A propaganda na mídia de bebidas alcoólicas com graduação alcoólica igual ou superior a 0,5 Graus Gay-Lussac, que inclui a linha de cervejas, pode estar com os dias contados. A medida está pronta para ser votada pela Comissão dos Assuntos Sociais (CAS). O objetivo do Projeto de Lei da Câmara (PLC) 83/2015 é diminuir o consumo de álcool no País.
Pela atual redação da legislação, a restrição só é aplicada às bebidas com teor alcoólico superior a 13 graus Gay-Lussac, o que contraria a Constituição Federal (artigo 220, parágrafo 3º, II) e contribui para o consumo indevido de bebidas alcoólicas por crianças e adolescentes.

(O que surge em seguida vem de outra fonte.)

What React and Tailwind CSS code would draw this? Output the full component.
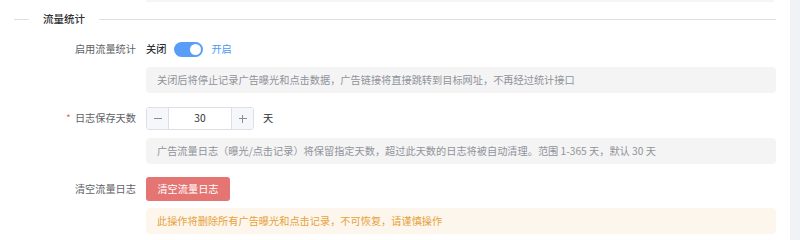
import React from "react";

function Label({ children, required }) {
  return (
    <div className="w-[132px] shrink-0 pr-[10px] flex items-center justify-end text-[#606266]">
      {required && <span className="text-[#f56c6c] mr-[4px]">*</span>}
      <span>{children}</span>
    </div>
  );
}

function Tip({ children, warn }) {
  return (
    <div className="flex">
      <div className="w-[132px] shrink-0" />
      <div
        className={
          "flex-1 h-[26px] rounded-[4px] px-[11px] flex items-center " +
          (warn ? "bg-[#fdf6ec] text-[#e6a23c]" : "bg-[#f4f4f5] text-[#909399]")
        }
      >
        {children}
      </div>
    </div>
  );
}

export default function App() {
  return (
    <div
      className="w-[800px] h-[240px] flex bg-white overflow-hidden text-[10.2px] leading-none"
      style={{ fontFamily: '"Noto Sans CJK SC", "Noto Sans", sans-serif' }}
    >
      <div className="w-[790px] px-[14px] flex flex-col">
        <div className="flex">
          <div className="w-[132px] shrink-0" />
          <div className="flex-1 h-[2px] bg-[#f5f5f6] mr-[2px]" />
        </div>
        <div className="mt-[10px] h-[14px] flex items-center">
          <div className="w-[15px] h-px bg-[#dcdfe6]" />
          <div className="px-[14px] text-[10.5px] font-medium text-[#303133]">流量统计</div>
          <div className="flex-1 h-px bg-[#dcdfe6]" />
        </div>

        <div className="mt-[12px] h-[23px] flex">
          <Label>启用流量统计</Label>
          <div className="flex items-center">
            <span className="text-[#303133] font-medium">关闭</span>
            <div className="ml-[8px] w-[29px] h-[15px] rounded-full bg-[#589ef9] flex items-center justify-end pr-[2px]">
              <div className="w-[11px] h-[11px] rounded-full bg-white" />
            </div>
            <span className="ml-[8px] text-[#4a98f7]">开启</span>
          </div>
        </div>
        <div className="mt-[6px]">
          <Tip>关闭后将停止记录广告曝光和点击数据，广告链接将直接跳转到目标网址，不再经过统计接口</Tip>
        </div>

        <div className="mt-[14px] h-[23px] flex">
          <Label required>日志保存天数</Label>
          <div className="flex items-center">
            <div className="w-[108px] h-[23px] border border-[#dcdfe6] rounded-[3px] flex overflow-hidden">
              <div className="w-[22px] bg-[#f5f7fa] border-r border-[#dcdfe6] flex items-center justify-center text-[#8a8d93]">
                <div className="w-[8px] h-px bg-[#8a8d93]" />
              </div>
              <div className="flex-1 flex items-center justify-center text-[#303133]">30</div>
              <div className="w-[22px] bg-[#f5f7fa] border-l border-[#dcdfe6] flex items-center justify-center relative">
                <div className="w-[8px] h-px bg-[#8a8d93]" />
                <div className="absolute w-px h-[8px] bg-[#8a8d93]" />
              </div>
            </div>
            <span className="ml-[9px] text-[#303133]">天</span>
          </div>
        </div>
        <div className="mt-[8px]">
          <Tip>广告流量日志（曝光/点击记录）将保留指定天数，超过此天数的日志将被自动清理。范围 1-365 天，默认 30 天</Tip>
        </div>

        <div className="mt-[13px] h-[24px] flex">
          <Label>清空流量日志</Label>
          <div className="w-[84px] h-[24px] rounded-[3px] bg-[#e47572] text-white flex items-center justify-center">
            清空流量日志
          </div>
        </div>
        <div className="mt-[7px]">
          <Tip warn>此操作将删除所有广告曝光和点击记录，不可恢复，请谨慎操作</Tip>
        </div>
      </div>
      <div className="flex-1 bg-[#f0f2f5]" />
    </div>
  );
}
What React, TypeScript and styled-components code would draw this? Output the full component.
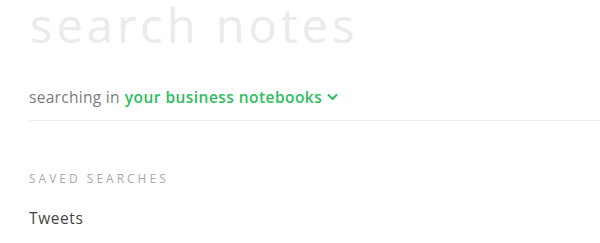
import React from "react";
import styled, { createGlobalStyle } from "styled-components";

const GlobalStyle = createGlobalStyle`
  html, body {
    margin: 0;
    padding: 0;
    background: #ffffff;
    font-family: "Open Sans", "Lato", sans-serif;
  }
`;

const Page = styled.div`
  width: 600px;
  height: 243px;
  overflow: hidden;
  padding-left: 29px;
  box-sizing: border-box;
`;

const SearchInput = styled.input`
  display: block;
  width: 100%;
  border: none;
  outline: none;
  padding: 0;
  margin: 0 0 8px 1px;
  height: 50px;
  font-family: "Open Sans", sans-serif;
  font-size: 47px;
  font-weight: 400;
  letter-spacing: 4px;
  color: #333;
  background: transparent;

  &::placeholder {
    color: #ebebeb;
  }
`;

const ScopeRow = styled.div`
  display: flex;
  align-items: center;
  height: 63px;
  padding-top: 15px;
  box-sizing: border-box;
  border-bottom: 1px solid #eeeeee;
  font-size: 15.5px;
  letter-spacing: 0.3px;
  color: #7c7c7c;
`;

const Scope = styled.button`
  display: inline-flex;
  align-items: center;
  gap: 5px;
  margin-left: 5px;
  padding: 0;
  border: none;
  background: none;
  font: inherit;
  font-weight: 600;
  letter-spacing: 0.45px;
  color: #2dbe60;
  cursor: pointer;
`;

const Section = styled.div`
  display: flex;
  flex-direction: column;
  padding-top: 49px;
`;

const SectionTitle = styled.div`
  font-size: 12px;
  letter-spacing: 3px;
  color: #aaaaaa;
  text-transform: uppercase;
`;

const SavedItem = styled.div`
  margin-top: 20px;
  font-size: 15.5px;
  color: #444444;
  letter-spacing: 0.6px;
`;

function Chevron() {
  return (
    <svg width="11" height="8" viewBox="0 0 11 8" fill="none">
      <path d="M1.5 2 L5.5 6 L9.5 2" stroke="#2dbe60" strokeWidth="2" strokeLinecap="round" strokeLinejoin="round" />
    </svg>
  );
}

export default function App() {
  return (
    <Page>
      <GlobalStyle />
      <SearchInput placeholder="search notes" />
      <ScopeRow>
        searching in
        <Scope>
          your business notebooks
          <Chevron />
        </Scope>
      </ScopeRow>
      <Section>
        <SectionTitle>Saved Searches</SectionTitle>
        <SavedItem>Tweets</SavedItem>
      </Section>
    </Page>
  );
}
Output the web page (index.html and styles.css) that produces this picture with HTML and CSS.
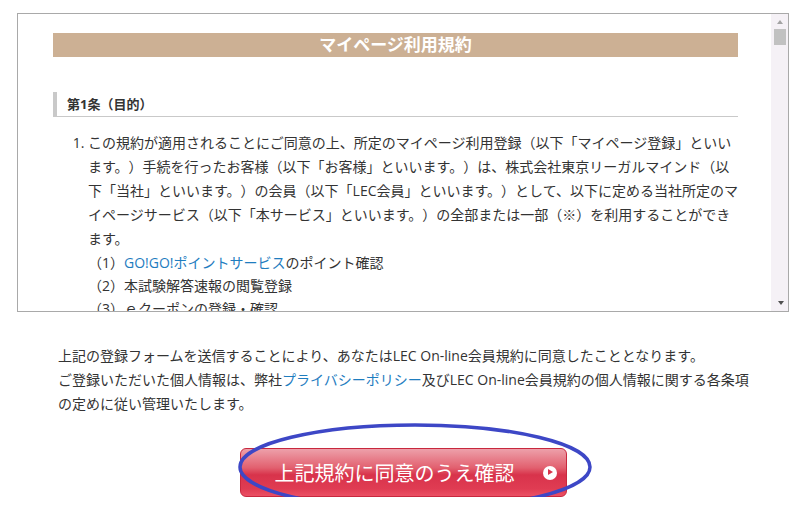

“Notamos que todo esse artefato da indústria da propaganda tem mesmo grande influência no poder de decisão das pessoas, principalmente no que diz respeito aos comerciais televisivos. Prova de que a estratégia vem dando certo, foi uma pesquisa feita com crianças há pouco tempo que indagava os pequenos sobre qual propaganda eles mais se lembravam. E a resposta foi surpreendente: não foram brinquedos ou doces que mais chamaram a atenção desse público na televisão. A propaganda que eles mais se recordaram era a de uma marca de cerveja que trazia um caranguejo que dizia “nanananan” e que encantou esse público”, comenta a psiquiatra Alessandra Diehl, que também é vice-presidente da Associação Brasileira de Estudos sobre o Álcool e outras Drogas (Abead).
Ela enfatiza que é muito difícil segmentar consumidores adultos e jovens, sem expor adolescentes menores de idade à mesma divulgação. “A exposição de crianças e jovens ao marketing atraente das indústrias de cerveja é particularmente preocupante. Por isso, defendemos uma abordagem preventiva para proteger esse público das técnicas poderosas de publicidade empregadas para vender mais cerveja”, destaca a vice-presidente da Abead.
Ela aponta que já existem publicações científicas que evidenciam o impacto negativo da publicidade no tocante ao uso do álcool pelos jovens. Um artigo publicado pelo World Health Organization alerta que álcool é comercializado por meio de técnicas de publicidade e promoção cada vez mais sofisticadas, incluindo a vinculação de marcas de álcool a atividades esportivas e culturais, patrocínios e colocação de produtos e novas técnicas de marketing, como e-mails, SMS e podcasting, mídias sociais, entre outras.
Propagandas de cerveja devem perder ‘brilho’ das estrelas
Outra iniciativa contemplada na proposta do relator do PLC 83/2015, Senador Styvenson Valentim (Pode-RN), é à divulgação comercial desses produtos apenas em pôsteres ou cartazes afixados dentro dos pontos de vendas.
O PLC 83/2015 ainda levou para a mesma emenda as restrições que deverão nortear as propagandas de bebidas alcoólicas: a divulgação desses produtos não poderá ser associada a personalidades do mundo dos esportes, à sexualidade e ao sucesso. Os comerciais também não poderão se dirigir ou incluir crianças ou adolescentes; tampouco anunciar propriedades medicinais, relaxantes ou estimulantes.
“Assim como a indústria do tabaco vendia a ideia que o cigarro estava ligado à liberdade, à virilidade, as indústrias de bebidas seguem adotando a mesma estratégia. “Os comerciais de cervejas estão ligados ao conceito de frescor, beleza e sensualidade. Para fazer essa associação, as estrelas desses comerciais são celebridades”, afirma Alessandra Diehl.
A proibição das propagandas de cervejas é uma briga antiga, porque fere o interesse das indústrias, que desejam consolidar algumas marcas e atrais novos consumidores. “Um abaixo assinado foi realizado em 2013, organizado pelo Ministério Público de São Paulo, batizado de “Chega de Propaganda de Cerveja na TV para Crianças e Adolescentes”. O objetivo era incluir a cerveja na legislação que regulamenta a publicidade de bebidas com maior teor alcoólico mas, infelizmente, não teve êxito”, recorda psiquiatra Alessandra Diehl.
Na opinião da especialista, o PLC 83/2015 é mais um avanço na criação de políticas públicas para inibir o consumo de álcool, principalmente por adolescentes. “As propagandas de cerveja são muitas e com ótima qualidade, criativas e sedutoras, do ponto de vista do marketing. Esses comerciais são direcionados principalmente para atrair mulheres, jovens e adolescentes, que são os novos consumidores dessa indústria”, finaliza Alessandra.